The Emmerson Mnangagwa government has come under spotlight for all the wrong reasons following rampant abuses on protestors and alleged abductions on government critics by the State.

Recently, police savaged pro-MDC protestors following a banned party demonstration against rising poverty levels in the country.

The heavy-handed police reaction invited strong condemnation from the West with Harare authorities dismissing the comments as motivated by a ‘regime change’ plot against the under-fire Zanu PF led administration.

Said the EU diplomat, “…We have serious concerns about human rights abuses and civic liberties.

“It was important for us to come out in public from an EU perspective, because we want Zimbabwe to succeed.

“I have seen all kinds of conspiracy theories about how we have an agenda of trying to foil efforts of making Zimbabwe prosper and all kinds of ill statements. Obviously these kinds of pointers are smoke screens for diverting attention from other issues.”

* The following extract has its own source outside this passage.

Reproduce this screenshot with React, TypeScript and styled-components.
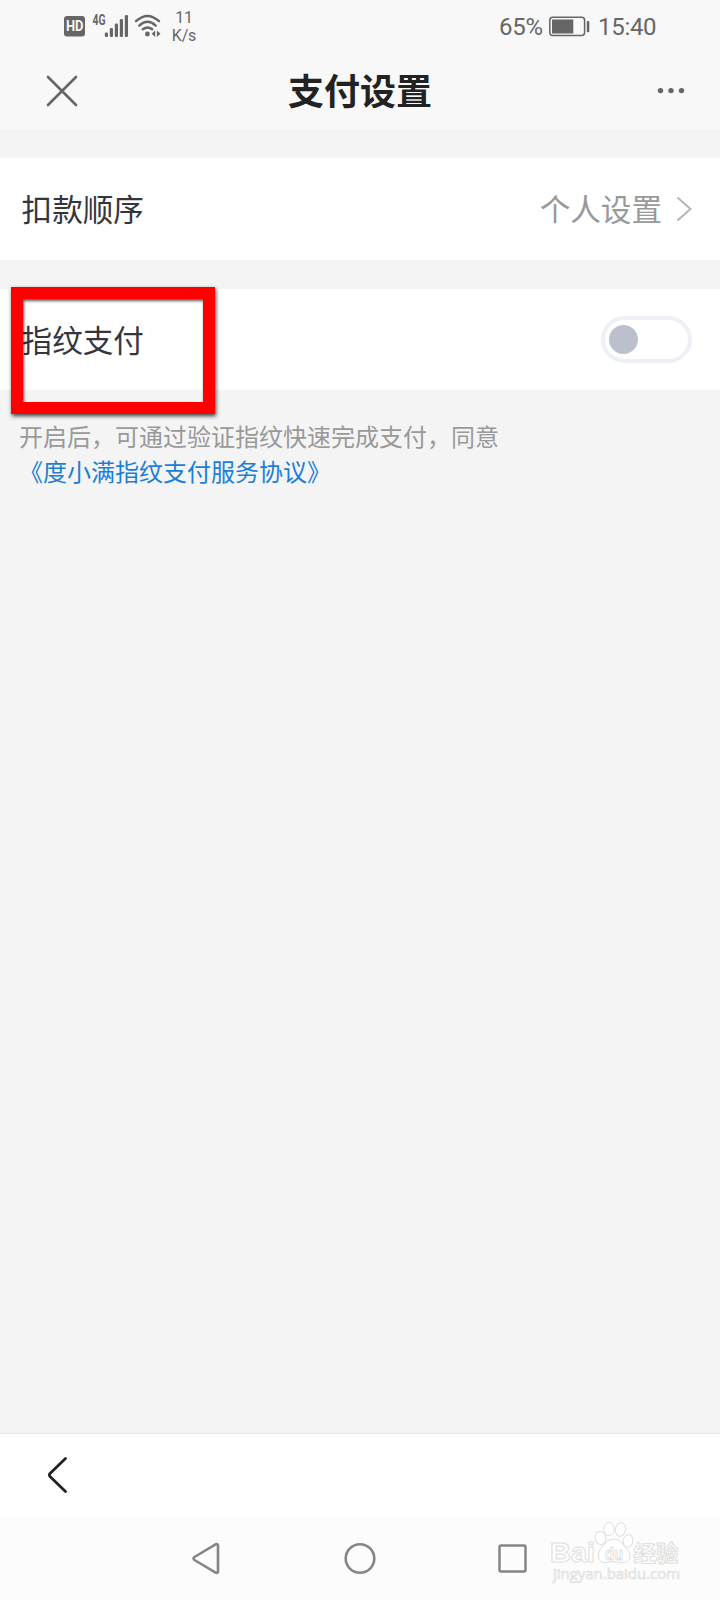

Added the diplomat, “Why on earth would EU want Zimbabwe to fail! That is the question and we would want to see a prosperous Zimbabwe being an interesting partner in its own right in matters of trade, investment but also in terms of the stability and influence it can have in the southern African region and the continent as a whole.

“So, that is our hope; that’s why we are all partnering with Zimbabwe. We are directing a large funding on humanitarian crisis to that effect and that’s also beyond our political dialogue with the government and other stakeholders.”

Olkkonen said the EU’s concern was to see behavioural change in Zimbabwe.

He denied accusations the western bloc favoured the opposition.

“…We don’t have any partisan agenda. We are not favouring any political party,” he said.

The Mnangagwa led government, which came off a coup against former President Robert Mugabe, has seen its international image take a knock following episodes of rights violations against civilians.

Not less than 20 civilians have died in the hands of the military and police between August last year and January this year in a brutal reaction to citizen protests.